╔══

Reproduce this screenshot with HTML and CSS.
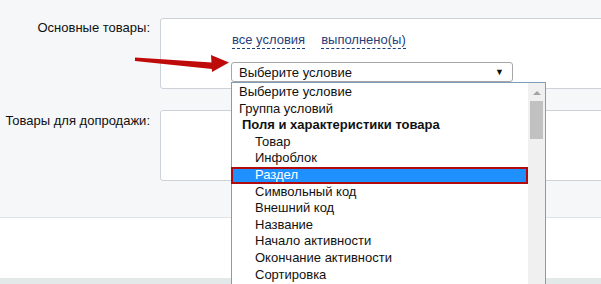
FILE: index.html
```html
<!DOCTYPE html>
<html lang="ru">
<head>
<meta charset="utf-8">
<link rel="stylesheet" href="styles.css">
</head>
<body>
<div class="page">
  <div class="form">
    <div class="row row-first">
      <div class="label">Основные товары:</div>
      <div class="box">
        <div class="links">
          <span class="link">все условия</span>
          <span class="link">выполнено(ы)</span>
        </div>
        <div class="select">
          <span>Выберите условие</span>
          <span class="caret">▼</span>
        </div>
      </div>
    </div>
    <div class="row row-second">
      <div class="label">Товары для допродажи:</div>
      <div class="box"></div>
    </div>
  </div>
  <div class="footer"></div>
  <div class="strip"></div>

  <div class="dropdown">
    <div class="options">
      <div class="opt">Выберите условие</div>
      <div class="opt">Группа условий</div>
      <div class="group">Поля и характеристики товара</div>
      <div class="opt sub">Товар</div>
      <div class="opt sub">Инфоблок</div>
      <div class="opt sub selected">Раздел</div>
      <div class="opt sub">Символьный код</div>
      <div class="opt sub">Внешний код</div>
      <div class="opt sub">Название</div>
      <div class="opt sub">Начало активности</div>
      <div class="opt sub">Окончание активности</div>
      <div class="opt sub">Сортировка</div>
    </div>
    <div class="scrollbar">
      <div class="up"></div>
      <div class="thumb"></div>
    </div>
  </div>

  <svg class="pointer" width="110" height="30" viewBox="130 48 110 30">
    <polygon points="135,57.5 212,62.5 212,69 135,61" fill="#bf0a0a"/>
    <polygon points="211,55 229,62.5 212,72" fill="#bf0a0a"/>
  </svg>
</div>
</body>
</html>
```

FILE: styles.css
```css
html, body {
  margin: 0;
  padding: 0;
  overflow: hidden;
}
body {
  background: #f5f7f8;
  font-family: "Liberation Sans", Arial, sans-serif;
  font-size: 13px;
  color: #111;
}
.page {
  position: relative;
  width: 601px;
  height: 284px;
  overflow: hidden;
}
.form {
  height: 217px;
  border-bottom: 1px solid #dde4ea;
  background: #f5f7f8;
}
.row {
  display: flex;
  gap: 10px;
}
.row-first {
  padding-top: 18px;
}
.row-second {
  padding-top: 21px;
}
.label {
  width: 150px;
  flex: none;
  text-align: right;
  padding-top: 2px;
  line-height: 15px;
}
.row-second .label {
  padding-top: 3px;
}
.box {
  flex: none;
  width: 460px;
  height: 71px;
  box-sizing: border-box;
  background: #fff;
  border: 1px solid #cdd2d8;
  border-radius: 3px;
  padding-left: 71px;
  padding-top: 13px;
}
.links {
  display: flex;
  gap: 16px;
  line-height: 15px;
  height: 17px;
}
.link {
  color: #1f3f7a;
  border-bottom: 1px dashed #1f3f7a;
  padding-bottom: 2px;
}
.select {
  margin-top: 13px;
  margin-left: -1px;
  width: 282px;
  height: 20px;
  box-sizing: border-box;
  border: 1px solid #a6a6a6;
  border-radius: 3px;
  background: #fff;
  display: flex;
  justify-content: space-between;
  align-items: center;
  padding: 0 8px 0 7px;
  color: #111;
}
.caret {
  font-size: 9px;
}
.footer {
  height: 60px;
  background: #fff;
}
.strip {
  height: 6px;
  background: #e3e8e9;
}
.dropdown {
  position: absolute;
  left: 231px;
  top: 82px;
  width: 315px;
  height: 210px;
  box-sizing: border-box;
  background: #fff;
  border: 1px solid #7f9db9;
  display: flex;
  color: #111;
}
.options {
  flex: 1;
  padding-top: 1px;
}
.opt, .group {
  height: 16.6px;
  line-height: 16.6px;
  padding-left: 7px;
  white-space: nowrap;
}
.group {
  font-weight: bold;
  padding-left: 10px;
}
.sub {
  padding-left: 23px;
}
.selected {
  background: #1e90ff;
  color: #fff;
  box-shadow: inset 0 0 0 2px #b30b0b;
  margin-left: -1px;
  padding-left: 24px;
}
.scrollbar {
  width: 17px;
  background: #f0f0f0;
  position: relative;
}
.up {
  position: absolute;
  left: 5px;
  top: 8px;
  width: 0;
  height: 0;
  border-left: 4px solid transparent;
  border-right: 4px solid transparent;
  border-bottom: 4px solid #a3a3a3;
}
.thumb {
  position: absolute;
  left: 2px;
  top: 18px;
  width: 13px;
  height: 38px;
  background: #c1c1c1;
}
.pointer {
  position: absolute;
  left: 130px;
  top: 48px;
}
```
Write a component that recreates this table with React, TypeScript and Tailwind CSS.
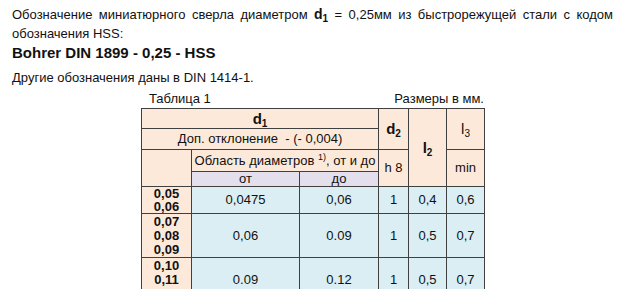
import React from 'react';

const font = { fontFamily: '"Liberation Sans", Arial, sans-serif' };

const cell = 'border border-[#404040] text-center align-middle p-0';
const peach = 'bg-[#fde9d9]';
const lilac = 'bg-[#e4dfec]';
const blue = 'bg-[#daeef3]';

function Sub({ base, sub, className = '' }: { base: string; sub: string; className?: string }) {
  return (
    <span className={`font-bold leading-none ${className}`}>
      {base}
      <sub className="text-[10px] leading-none align-baseline relative top-[3px]">{sub}</sub>
    </span>
  );
}

const rows = [
  { d: ['0,05', '0,06'], from: '0,0475', to: '0,06', d2: '1', l2: '0,4', l3: '0,6', h: 'h-[27px]', lh: 'leading-[13px]' },
  { d: ['0,07', '0,08', '0,09'], from: '0,06', to: '0.09', d2: '1', l2: '0,5', l3: '0,7', h: 'h-[44px]', lh: 'leading-[14px]' },
  { d: ['0,10', '0,11', '0,12'], from: '0.09', to: '0.12', d2: '1', l2: '0,5', l3: '0,7', h: 'h-[44px]', lh: 'leading-[14px]' },
];

export default function App() {
  return (
    <div className="w-[625px] h-[289px] overflow-hidden bg-white text-[#111]" style={font}>
      <div className="px-[12px] pt-[5px]">
        {/* Intro */}
        <p className="text-[13px] leading-[19px] text-justify [text-align-last:left]">
          Обозначение миниатюрного сверла диаметром <Sub base="d" sub="1" className="text-[14px]" /> = 0,25мм из
          быстрорежущей стали с кодом обозначения HSS:
        </p>
        <p className="mt-[1px] text-[15px] leading-[18px] font-bold">Bohrer DIN 1899 - 0,25 - HSS</p>
        <p className="mt-[7px] text-[13px] leading-[18px]">Другие обозначения даны в DIN 1414-1.</p>
      </div>

      {/* Table */}
      <div className="w-[343px] mx-auto mt-[3px]">
        <div className="flex justify-between text-[13px] leading-[17px] pl-[8px] pb-[1px]">
          <span>Таблица 1</span>
          <span>Размеры в мм.</span>
        </div>
        <table className="table-fixed border-collapse w-[343px] text-[13px] leading-[14px]">
          <colgroup>
            <col className="w-[50px]" />
            <col className="w-[108px]" />
            <col className="w-[79px]" />
            <col className="w-[30px]" />
            <col className="w-[38px]" />
            <col className="w-[38px]" />
          </colgroup>
          <thead>
            <tr className="h-[20px]">
              <td colSpan={3} className={`${cell} ${peach}`}>
                <Sub base="d" sub="1" className="text-[15px]" />
              </td>
              <td rowSpan={2} className={`${cell} ${peach}`}>
                <Sub base="d" sub="2" className="text-[15px]" />
              </td>
              <td rowSpan={4} className={`${cell} ${peach}`}>
                <Sub base="l" sub="2" className="text-[15px]" />
              </td>
              <td rowSpan={2} className={`${cell} ${peach}`}>
                <span className="text-[15px] leading-none">
                  l<sub className="text-[10px] leading-none align-baseline relative top-[3px]">3</sub>
                </span>
              </td>
            </tr>
            <tr className="h-[21px]">
              <td colSpan={3} className={`${cell} ${peach}`}>
                Доп. отклонение&nbsp; - (- 0,004)
              </td>
            </tr>
            <tr className="h-[22px]">
              <td rowSpan={2} className={`${cell} ${peach}`}></td>
              <td colSpan={2} className={`${cell} ${peach}`}>
                Область диаметров <sup className="text-[9px] leading-none align-baseline relative -top-[5px]">1)</sup>, от и до
              </td>
              <td rowSpan={2} className={`${cell} ${peach}`}>h 8</td>
              <td rowSpan={2} className={`${cell} ${peach}`}>min</td>
            </tr>
            <tr className="h-[15px]">
              <td className={`${cell} ${lilac}`}>от</td>
              <td className={`${cell} ${lilac}`}>до</td>
            </tr>
          </thead>
          <tbody>
            {rows.map((r, i) => (
              <tr key={i} className={r.h}>
                <td className={`${cell} ${peach} font-bold ${r.lh}`}>
                  {r.d.map((v) => (
                    <div key={v}>{v}</div>
                  ))}
                </td>
                <td className={`${cell} ${blue}`}>{r.from}</td>
                <td className={`${cell} ${blue}`}>{r.to}</td>
                <td className={`${cell} ${blue}`}>{r.d2}</td>
                <td className={`${cell} ${blue}`}>{r.l2}</td>
                <td className={`${cell} ${blue}`}>{r.l3}</td>
              </tr>
            ))}
          </tbody>
        </table>
      </div>
    </div>
  );
}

╚══

◆ What to produce
All lines above starting at the one with "Write a component" and ending at the one with "const blue = 'bg-[#daeef3]';", inclusive, are to be printed again exactly, with the pictures left out.

◆ Completed exercise
Write a component that recreates this table with React, TypeScript and Tailwind CSS.
import React from 'react';

const font = { fontFamily: '"Liberation Sans", Arial, sans-serif' };

const cell = 'border border-[#404040] text-center align-middle p-0';
const peach = 'bg-[#fde9d9]';
const lilac = 'bg-[#e4dfec]';
const blue = 'bg-[#daeef3]';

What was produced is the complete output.